Who is the ‘old Sarah’ anyway…?
We all have an effective idea of the self, we know ‘who we are’… or at least think we do. At the very least we understand that we own an individual identity.
The personal identity is complex as some aspects are permanent whilst others are subject to change.
My current practice has evolved into an amalgamation of identity, self, emotion and the communication of such issues through the use of screen-printing and photography. I’m fascinated with the idea of ‘the self’ and its many layers and how the inner landscapes of the brain relates to the outside persona the world sees
Is it our brain that determines who we are…?
Or do our experiences and views that we acquire during life shape us..?
Is there a part of the brain that houses the ‘self’?
The stimulus for my work has been the many brain scans, EEG recordings and other medical records that I have gathered over the years. After being diagnosed with Epilepsy, I underwent numerous tests which enabled me to see my brain both functioning and malfunctioning.
One of these was the ‘amytal test’, a test in which first one then the other cerebral hemisphere is temporarily anaesthetised.
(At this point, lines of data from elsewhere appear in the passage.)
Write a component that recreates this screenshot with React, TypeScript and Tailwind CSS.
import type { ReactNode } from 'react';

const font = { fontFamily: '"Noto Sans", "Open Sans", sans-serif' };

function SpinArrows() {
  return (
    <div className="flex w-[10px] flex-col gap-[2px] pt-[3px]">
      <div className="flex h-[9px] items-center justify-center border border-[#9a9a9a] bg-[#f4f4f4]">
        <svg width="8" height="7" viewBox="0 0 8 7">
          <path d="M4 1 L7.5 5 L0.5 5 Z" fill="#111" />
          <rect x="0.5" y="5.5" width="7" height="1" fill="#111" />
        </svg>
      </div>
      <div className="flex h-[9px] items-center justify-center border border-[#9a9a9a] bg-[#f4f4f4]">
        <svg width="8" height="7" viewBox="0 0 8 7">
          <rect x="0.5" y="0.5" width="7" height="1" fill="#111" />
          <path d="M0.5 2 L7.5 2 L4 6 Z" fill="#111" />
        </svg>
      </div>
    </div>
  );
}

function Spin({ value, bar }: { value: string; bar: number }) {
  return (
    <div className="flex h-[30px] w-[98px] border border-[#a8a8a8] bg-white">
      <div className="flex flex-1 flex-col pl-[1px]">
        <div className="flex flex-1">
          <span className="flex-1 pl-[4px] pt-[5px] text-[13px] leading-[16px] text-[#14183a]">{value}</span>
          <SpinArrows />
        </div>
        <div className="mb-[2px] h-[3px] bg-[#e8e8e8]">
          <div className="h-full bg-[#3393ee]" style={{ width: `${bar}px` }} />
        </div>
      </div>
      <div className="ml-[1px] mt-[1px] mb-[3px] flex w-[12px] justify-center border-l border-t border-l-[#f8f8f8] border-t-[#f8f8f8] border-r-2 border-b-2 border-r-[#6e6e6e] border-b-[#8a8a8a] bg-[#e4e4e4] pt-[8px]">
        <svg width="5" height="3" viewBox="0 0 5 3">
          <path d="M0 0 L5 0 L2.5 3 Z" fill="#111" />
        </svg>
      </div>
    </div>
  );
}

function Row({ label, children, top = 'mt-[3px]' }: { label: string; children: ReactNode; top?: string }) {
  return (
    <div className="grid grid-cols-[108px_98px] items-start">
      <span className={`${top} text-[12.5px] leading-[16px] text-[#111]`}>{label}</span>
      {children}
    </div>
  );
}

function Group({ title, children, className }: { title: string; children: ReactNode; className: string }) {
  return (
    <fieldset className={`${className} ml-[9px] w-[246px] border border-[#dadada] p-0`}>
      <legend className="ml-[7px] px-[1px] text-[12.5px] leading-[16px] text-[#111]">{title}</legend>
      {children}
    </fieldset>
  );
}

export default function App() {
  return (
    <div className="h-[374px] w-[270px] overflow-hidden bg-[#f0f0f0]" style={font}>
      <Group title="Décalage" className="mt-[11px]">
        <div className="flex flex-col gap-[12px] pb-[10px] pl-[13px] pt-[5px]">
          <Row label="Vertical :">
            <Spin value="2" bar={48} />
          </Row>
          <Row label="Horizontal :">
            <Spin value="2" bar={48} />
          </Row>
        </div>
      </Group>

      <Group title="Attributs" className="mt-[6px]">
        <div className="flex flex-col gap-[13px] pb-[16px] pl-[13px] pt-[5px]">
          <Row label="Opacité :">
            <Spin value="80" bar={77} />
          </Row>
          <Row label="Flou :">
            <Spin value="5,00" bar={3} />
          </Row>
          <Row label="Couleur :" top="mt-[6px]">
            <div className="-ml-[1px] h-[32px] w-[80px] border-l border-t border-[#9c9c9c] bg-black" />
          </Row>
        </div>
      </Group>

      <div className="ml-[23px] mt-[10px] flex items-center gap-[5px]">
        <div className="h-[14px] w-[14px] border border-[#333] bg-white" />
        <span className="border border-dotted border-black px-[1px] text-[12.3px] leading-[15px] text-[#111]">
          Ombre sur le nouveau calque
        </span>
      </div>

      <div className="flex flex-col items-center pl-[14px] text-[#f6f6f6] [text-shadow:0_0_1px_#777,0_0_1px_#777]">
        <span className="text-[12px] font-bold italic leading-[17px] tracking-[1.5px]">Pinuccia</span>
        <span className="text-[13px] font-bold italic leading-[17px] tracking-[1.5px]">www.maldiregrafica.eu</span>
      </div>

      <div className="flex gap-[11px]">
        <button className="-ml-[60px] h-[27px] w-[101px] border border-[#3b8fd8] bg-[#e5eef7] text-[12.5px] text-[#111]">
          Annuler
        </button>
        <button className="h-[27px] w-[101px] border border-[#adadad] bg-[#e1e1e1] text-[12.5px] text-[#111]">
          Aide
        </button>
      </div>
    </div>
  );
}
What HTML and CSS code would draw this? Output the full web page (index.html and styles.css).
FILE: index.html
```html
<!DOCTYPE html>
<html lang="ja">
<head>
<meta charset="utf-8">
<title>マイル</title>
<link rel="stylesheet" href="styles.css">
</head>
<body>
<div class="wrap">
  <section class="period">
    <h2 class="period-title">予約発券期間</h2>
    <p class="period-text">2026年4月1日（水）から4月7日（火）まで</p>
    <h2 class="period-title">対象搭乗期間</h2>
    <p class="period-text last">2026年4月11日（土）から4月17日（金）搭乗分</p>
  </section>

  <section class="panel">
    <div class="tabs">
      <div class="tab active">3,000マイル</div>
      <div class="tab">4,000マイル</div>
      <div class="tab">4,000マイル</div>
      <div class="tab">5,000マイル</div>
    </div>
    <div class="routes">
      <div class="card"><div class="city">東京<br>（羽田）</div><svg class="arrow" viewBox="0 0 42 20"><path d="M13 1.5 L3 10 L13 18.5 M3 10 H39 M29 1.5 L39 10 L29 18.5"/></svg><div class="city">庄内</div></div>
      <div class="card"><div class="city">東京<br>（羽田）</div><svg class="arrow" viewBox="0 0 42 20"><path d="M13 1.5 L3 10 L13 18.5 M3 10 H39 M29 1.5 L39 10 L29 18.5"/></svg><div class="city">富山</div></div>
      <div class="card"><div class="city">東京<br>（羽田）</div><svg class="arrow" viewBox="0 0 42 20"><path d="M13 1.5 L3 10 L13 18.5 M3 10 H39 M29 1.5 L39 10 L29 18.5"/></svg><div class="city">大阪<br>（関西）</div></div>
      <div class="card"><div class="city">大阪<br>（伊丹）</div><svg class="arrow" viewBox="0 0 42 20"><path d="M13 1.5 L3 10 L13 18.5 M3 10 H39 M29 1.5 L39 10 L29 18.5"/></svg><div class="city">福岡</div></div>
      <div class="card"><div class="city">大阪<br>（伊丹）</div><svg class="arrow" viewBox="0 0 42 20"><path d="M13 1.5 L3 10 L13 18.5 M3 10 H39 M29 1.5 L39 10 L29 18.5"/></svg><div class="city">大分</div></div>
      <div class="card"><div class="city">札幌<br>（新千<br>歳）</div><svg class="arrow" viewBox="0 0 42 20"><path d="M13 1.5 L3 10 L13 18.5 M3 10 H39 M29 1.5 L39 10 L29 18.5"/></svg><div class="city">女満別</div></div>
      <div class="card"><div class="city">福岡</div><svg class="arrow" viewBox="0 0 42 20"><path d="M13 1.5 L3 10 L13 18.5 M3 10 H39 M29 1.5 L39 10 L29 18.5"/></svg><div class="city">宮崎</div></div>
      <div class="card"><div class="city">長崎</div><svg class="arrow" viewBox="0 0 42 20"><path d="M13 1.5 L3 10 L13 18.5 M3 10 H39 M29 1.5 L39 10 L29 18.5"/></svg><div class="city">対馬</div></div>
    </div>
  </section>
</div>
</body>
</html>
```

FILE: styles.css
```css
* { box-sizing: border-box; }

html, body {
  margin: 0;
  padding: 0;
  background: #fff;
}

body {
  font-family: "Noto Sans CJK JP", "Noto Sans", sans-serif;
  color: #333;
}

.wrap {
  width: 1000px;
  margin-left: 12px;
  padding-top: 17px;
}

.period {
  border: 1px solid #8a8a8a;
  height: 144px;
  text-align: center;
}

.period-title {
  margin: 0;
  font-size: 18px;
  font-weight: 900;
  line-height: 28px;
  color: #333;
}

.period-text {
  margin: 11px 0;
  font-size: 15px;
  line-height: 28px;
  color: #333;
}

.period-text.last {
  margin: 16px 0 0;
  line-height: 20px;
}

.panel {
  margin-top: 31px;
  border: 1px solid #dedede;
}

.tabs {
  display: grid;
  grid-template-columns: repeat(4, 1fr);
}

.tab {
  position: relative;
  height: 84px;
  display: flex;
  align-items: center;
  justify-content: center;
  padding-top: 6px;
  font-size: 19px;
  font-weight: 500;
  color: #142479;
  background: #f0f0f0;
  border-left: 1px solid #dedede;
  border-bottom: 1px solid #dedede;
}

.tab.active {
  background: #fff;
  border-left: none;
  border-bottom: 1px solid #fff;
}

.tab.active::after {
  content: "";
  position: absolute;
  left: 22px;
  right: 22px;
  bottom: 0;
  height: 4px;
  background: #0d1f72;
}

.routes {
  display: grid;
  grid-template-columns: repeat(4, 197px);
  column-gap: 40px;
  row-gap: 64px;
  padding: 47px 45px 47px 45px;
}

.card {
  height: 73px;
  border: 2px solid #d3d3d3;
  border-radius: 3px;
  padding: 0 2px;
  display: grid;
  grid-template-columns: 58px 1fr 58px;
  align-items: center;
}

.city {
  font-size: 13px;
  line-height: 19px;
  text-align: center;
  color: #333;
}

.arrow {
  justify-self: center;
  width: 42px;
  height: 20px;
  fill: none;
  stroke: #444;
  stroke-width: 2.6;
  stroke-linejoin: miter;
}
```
It is used to establish which cerebral functions are localized to which hemisphere. During this experience I had a realisation that actually it was my brain that held the key to ‘who I am’ and what I know. As Paul Broks quite rightly said:
‘The harder one stares into the machinery of the brain, the starker the realisation that there is no one in there. There is no inner sanctum of the self. Neural networks have a life and logic of their own. There is no one running the show. The ‘self’ is a shadow puppet shaped by the firings of a hundred billion brain cells.’
Finally in 2008 I had a temporal lobectomy in the hope to be able to cure the seizures; however the recovery wasn’t quite as simple as I thought as it led to me questioning who I actually was. In having a part of my brain removed, had I somehow lost a part of me…?
I’m interested in the fragility of the mind and how brain damage can have devastating effects on a person’s identity; whether it be physical or psychological.
Many of my images are digitally manipulated and explored through a range of techniques allowing me to question the layers of the ‘self’.
I have been influenced by artists such as Susan Aldworth and Gus Cummins. I have had the opportunity to work alongside professionals such as Dr. John Moriarty, a neuropsychologist at Kings College Hospital. I have also been able to watch the research MRI scans of Sara Di Simoni a PhD student at Kings This has all helped me gain a better understanding of how each of the components of the brain contribute to who we are. I’m currently actively involved with the ‘Healing Art’s’ group at the Maudsley Hospital and have connections with the Neurosupport Centre in Liverpool. I have made use of all of this information in my research methods.
Through working with the images I have been able to gain control and a better understanding of the physical brain and sense of self. Identity is always going to be a controversial topic; nevertheless we all possess one that holds the key to our individual life stories.